Dr Knock

Dr. Knock

1966 United Kingdom

Jules Romains’ Doctor Knock (or Knock ou le Triomphe de la médecine) is one of those rare comedies that manages to entertain and unsettle in equal measure. First staged in 1923 at the Théâtre des Champs-Élysées under the direction of Louis Jouvet, the story became something of a French schoolroom classic and has long since earned its place as a staple of French theatrical tradition—one that continues to resonate far beyond its original era.

Translated into the English language by Harley Granville-Barker, it premiered in London at the Royalty Theatre in April 1924.

At first glance, the premise feels delightfully simple: a new doctor arrives in a sleepy rural town and transforms a failing practice into a booming enterprise. But under Romains’ sharp pen, this becomes something much more incisive.

Romains skewers not just the medical profession but the human tendency toward self-diagnosis, health obsession, and the seduction of authoritative language. The villagers’ rapid descent into hypochondria feels exaggerated, yet uncomfortably familiar in a world increasingly preoccupied with wellness trends and medical information.  It’s this that fuels the play’s humour: we laugh at the gullible villagers, yet the laughter catches slightly in the throat when we recognize our own anxieties reflected back at us.

Dr Knock

The 1966 Theatre 625 BBC television adaptation benefits enormously from its casting. Leonard Rossiter brings a sly intelligence and unsettling charm to Dr. Knock, making him less a caricature and more a chillingly believable opportunist who is no more than a scheming quack. Opposite him, John le Mesurier as the weary Dr. Parpalaid provides a perfect foil—bemused, understated, and quietly outmatched. Their interplay underscores the central tension between old-fashioned, almost casual medicine and the rising tide of professionalized, profit-driven healthcare . Dr. Knock’s philosophy—that no one is truly healthy and that everyone is, in some sense, a patient-in-waiting—is both absurd and eerily plausible.

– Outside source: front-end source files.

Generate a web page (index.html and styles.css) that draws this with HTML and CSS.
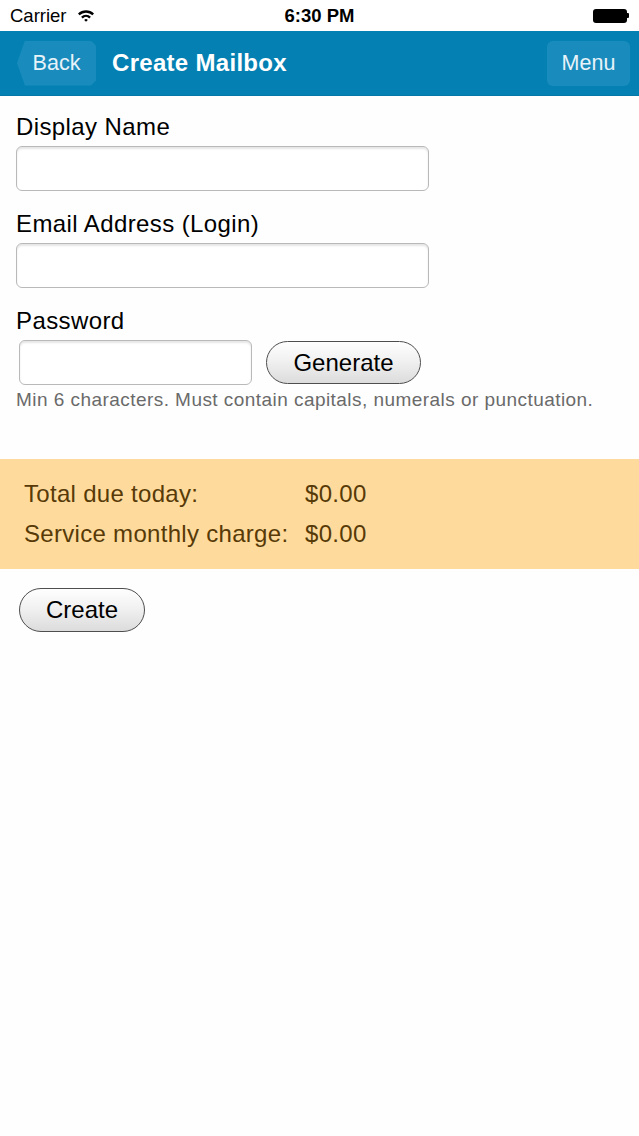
FILE: index.html
```html
<!DOCTYPE html>
<html>
<head>
<meta charset="utf-8">
<link rel="stylesheet" href="styles.css">
</head>
<body>
<div class="status">
  <div class="status-left">
    <span class="carrier">Carrier</span>
    <svg class="wifi" width="18" height="13" viewBox="0 0 18 13">
      <path d="M1 4.6 A11.5 11.5 0 0 1 17 4.6 L15.4 6.3 A9.2 9.2 0 0 0 2.6 6.3 Z" fill="#000"/>
      <path d="M4.1 7.8 A7 7 0 0 1 13.9 7.8 L12.3 9.4 A4.8 4.8 0 0 0 5.7 9.4 Z" fill="#000"/>
      <path d="M7.2 10.9 A2.6 2.6 0 0 1 10.8 10.9 L9 12.8 Z" fill="#000"/>
    </svg>
  </div>
  <span class="time">6:30 PM</span>
  <div class="status-right">
    <div class="battery"><div class="battery-body"></div><div class="battery-nub"></div></div>
  </div>
</div>
<div class="navbar">
  <button class="nav-btn back">Back</button>
  <h1 class="title">Create Mailbox</h1>
  <button class="nav-btn menu">Menu</button>
</div>
<main class="content">
  <div class="field">
    <label class="label">Display Name</label>
    <input class="input wide" type="text">
  </div>
  <div class="field">
    <label class="label">Email Address (Login)</label>
    <input class="input wide" type="text">
  </div>
  <div class="field pw">
    <label class="label">Password</label>
    <div class="pw-row">
      <input class="input short" type="password">
      <button class="pill generate">Generate</button>
    </div>
    <p class="hint">Min 6 characters. Must contain capitals, numerals or punctuation.</p>
  </div>
</main>
<section class="summary">
  <div class="sum-row"><span>Total due today:</span><span>$0.00</span></div>
  <div class="sum-row"><span>Service monthly charge:</span><span>$0.00</span></div>
</section>
<div class="actions">
  <button class="pill create">Create</button>
</div>
</body>
</html>
```
FILE: styles.css
```css
* { box-sizing: border-box; }
html, body { margin: 0; padding: 0; }
body {
  width: 639px;
  min-height: 1136px;
  background: #fefefe;
  font-family: "Liberation Sans", Arial, sans-serif;
  color: #000;
}
.status {
  height: 31px;
  background: #fff;
  display: flex;
  align-items: center;
  justify-content: space-between;
  padding: 0 10px;
  position: relative;
}
.status-left { display: flex; align-items: center; gap: 10px; }
.carrier { font-size: 18.5px; }
.wifi { margin-top: -1px; }
.time {
  position: absolute;
  left: 0; right: 0;
  text-align: center;
  font-weight: bold;
  font-size: 18.5px;
  pointer-events: none;
}
.status-right { display: flex; align-items: center; }
.battery { display: flex; align-items: center; }
.battery-body {
  width: 34px; height: 14px;
  background: #000;
  border-radius: 3px;
}
.battery-nub { width: 2px; height: 5px; background: #000; border-radius: 0 1px 1px 0; }

.navbar {
  height: 65px;
  background: #0580b3;
  display: flex;
  align-items: center;
  padding: 0 9px 0 17px;
  border-bottom: 1px solid #0678a8;
}
.nav-btn {
  height: 45px;
  border: none;
  background: #198cbd;
  color: #e8f3f9;
  font-family: "Liberation Sans", Arial, sans-serif;
  font-size: 21.5px;
  border-radius: 6px;
  padding: 0;
}
.back {
  width: 79px;
  clip-path: polygon(0 50%, 8px 0, calc(100% - 5px) 0, 100% 5px, 100% calc(100% - 5px), calc(100% - 5px) 100%, 8px 100%);
  border-radius: 0 6px 6px 0;
}
.menu { width: 83px; margin-left: auto; }
.title {
  margin: 0 0 0 16px;
  color: #fff;
  font-size: 24px;
  letter-spacing: 0.3px;
  font-weight: bold;
}

.content { padding: 18px 0 0 16px; }
.field { display: flex; flex-direction: column; align-items: flex-start; margin-bottom: 20px; }
.label { font-size: 24px; letter-spacing: 0.4px; line-height: 26px; margin-bottom: 6px; }
.input {
  height: 45px;
  border: 1px solid #b9b9b9;
  border-radius: 6px;
  background: #fff;
  box-shadow: inset 0 2px 2px rgba(0,0,0,0.10);
  font-size: 20px;
  padding: 0 8px;
  font-family: "Liberation Sans", Arial, sans-serif;
}
.wide { width: 413px; }
.pw { margin-bottom: 0; }
.pw-row { display: flex; align-items: center; gap: 14px; padding-left: 3px; }
.short { width: 233px; }
.pill {
  height: 43px;
  border: 1px solid #4e4e4e;
  border-radius: 22px;
  background: linear-gradient(#fefefe 0%, #f1f1f1 45%, #dcdcdc 100%);
  font-family: "Liberation Sans", Arial, sans-serif;
  font-size: 24px;
  color: #000;
  padding: 0;
  box-shadow: 0 1px 0 rgba(255,255,255,0.8);
}
.generate { width: 155px; }
.hint {
  margin: 4px 0 0;
  font-size: 19px;
  letter-spacing: 0.45px;
  line-height: 22px;
  color: #6a6a6a;
}

.summary {
  margin-top: 48px;
  background: #fedb9c;
  padding: 15px 0 15px 24px;
  color: #573a08;
  font-size: 24px;
  letter-spacing: 0.3px;
}
.sum-row { display: grid; grid-template-columns: 281px auto; line-height: 40px; }

.actions { padding: 19px 0 0 19px; }
.create { width: 126px; height: 44px; }
```
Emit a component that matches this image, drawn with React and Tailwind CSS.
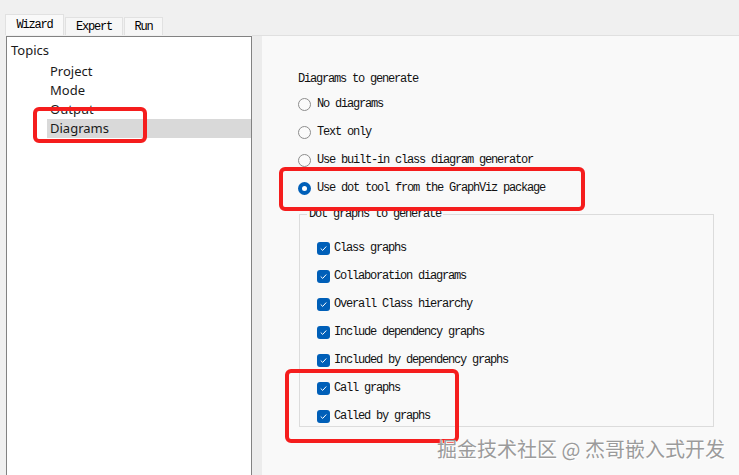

In the end, this is a comedy with teeth—one that draws blood precisely because it lands so close to home. It provokes laughter, certainly, but also a flicker of self-awareness: the uneasy recognition of how readily we outsource our certainty to a reassuring voice without checking its credentials, and how quickly a casual worry can be coaxed into conviction. The joke is on the villagers, until it isn’t; their credulity begins to look suspiciously like our own. And when the laughter fades, what remains is a faint, prickling embarrassment at the thought that, under the right pressure and the right rhetoric, we too might be persuaded to become patients-in-waiting.